Hitler was part of a vast "neo-liberal conspiracy!" or something?

Not "neoliberalism," which is post-WWII.

The action in Europe, the UK and US post-WWI was opposing the USSR. Hitler genuinely expected England and the US to support him in his attack on the USSR, since it was in all their interests to overcome communism as a common threat. Moreover, there were plenty of powerful people in England and the US that supported this.

After all, Hitler (and Hjalmar Schacht his cb chief) had turned the German economy around in the 30's. Source . Hitler was not initially viewed as a threat by all in US and UK, or even France for that matter. Italy was already under Mussolini's corporate statism. "The trains were running on time" in Germany and Italy. There was munnie to be made and power relationships to develop.

The problem with Hitler and Mussolini turned out to be that they were nut cases allied with Japan as rising power challenging the US in the Pacific. But there were still powerful Western interests supporting Hitler when he started his land grabs, and Italy's colonial ventures were not significantly opposed. After all, Britain and France had carved up the Middle East under Sykes-Picot.
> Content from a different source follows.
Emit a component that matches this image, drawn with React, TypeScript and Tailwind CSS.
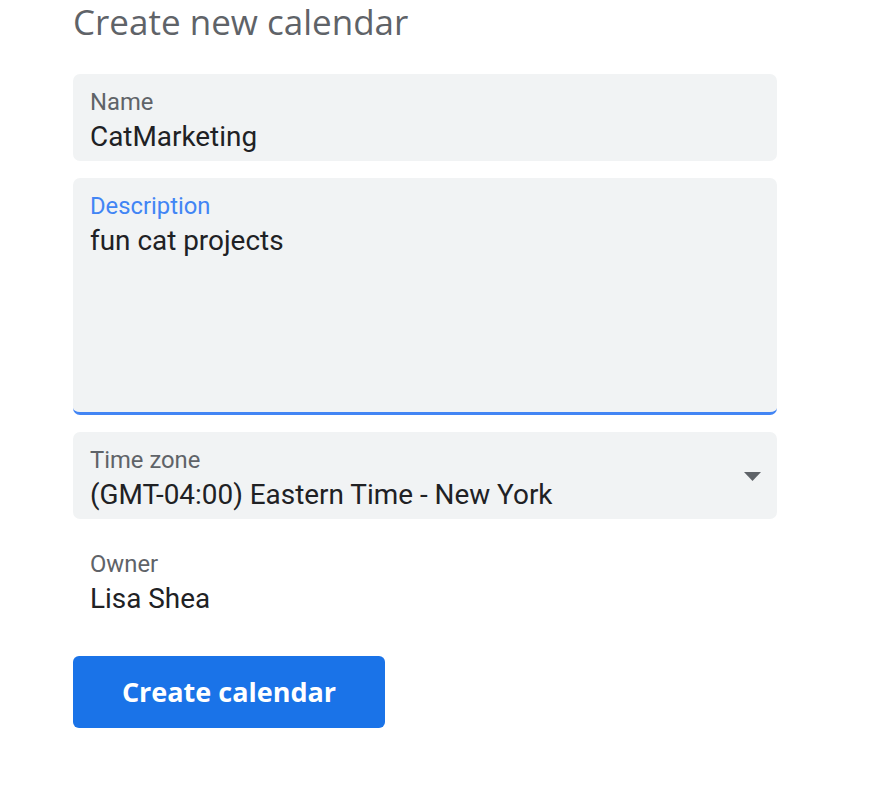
import React from "react";

const roboto = { fontFamily: "Roboto, 'Liberation Sans', sans-serif" };

function Field({ label, value, focused, tall, arrow }: { label: string; value: string; focused?: boolean; tall?: boolean; arrow?: boolean }) {
  return (
    <div
      className={`relative rounded-t-[7px] rounded-b-[7px] bg-[#f1f3f4] px-[17px] ${tall ? "h-[237px] border-b-[3px] border-[#4285f4] rounded-b-[3px]" : "h-[87px]"} pt-[13px]`}
    >
      <div className={`text-[23.8px] leading-[30px] ${focused ? "text-[#4285f4]" : "text-[#5f6368]"}`}>{label}</div>
      <div className="mt-[3px] text-[27.9px] leading-[34px] text-[#202124]">{value}</div>
      {arrow && (
        <svg className="absolute right-[16px] top-[40px]" width="17" height="9" viewBox="0 0 17 9">
          <polygon points="0,0 17,0 8.5,9" fill="#5f6368" />
        </svg>
      )}
    </div>
  );
}

export default function App() {
  return (
    <div className="h-[807px] w-[869px] bg-white" style={roboto}>
      <div className="ml-[73px] w-[704px] flex flex-col">
        <h1 className="text-[35px] leading-[44px] text-[#5f6368] mt-[0px]" style={{ fontFamily: "'Open Sans', Lato, sans-serif" }}>
          Create new calendar
        </h1>
        <div className="mt-[30px] flex flex-col gap-[17px]">
          <Field label="Name" value="CatMarketing" />
          <Field label="Description" value="fun cat projects" focused tall />
          <Field label="Time zone" value="(GMT-04:00) Eastern Time - New York" arrow />
        </div>
        <div className="mt-[30px] px-[17px]">
          <div className="text-[23.8px] leading-[30px] text-[#5f6368]">Owner</div>
          <div className="mt-[3px] text-[27.9px] leading-[34px] text-[#202124]">Lisa Shea</div>
        </div>
        <button
          className="mt-[40px] h-[72px] w-[312px] rounded-[6px] bg-[#1a73e8] text-white text-[27px] font-bold"
          style={{ fontFamily: "'Open Sans', Lato, sans-serif" }}
        >
          Create calendar
        </button>
      </div>
    </div>
  );
}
Once the US leadership realized that the Axis was not going to be an ally in the fight against the USSR and was posing a threat to the "free world," they worked with opposition in the Nazi party and the General Staff to oust Hitler and enlist Germany in concentrating on Russia. Allen Dulles is documented as being involved with this.

Upon the defeat of Germany, the US worked to incorporate whatever was useful in the fight against the USSR, regardless of prior affiliation. A few Nazis were tried and hung, and some wrists slapped, like Alfred Krupp, but otherwise it was back to business as usual, with various operations, such as Overcast, later named Paperclip, Alsos, TICOM, Gladio, etc.

Now German PTB are leading the neoliberal onslaught in the EZ, and the Bundeswehr is again on the borders of Russia under NATO.

A fundamental reason behind the drive for Brexit is the refusal of the UK to accept German leadership of the EU as well as the EZ. This is a marriage of convenience that cannot work, given historical precedent.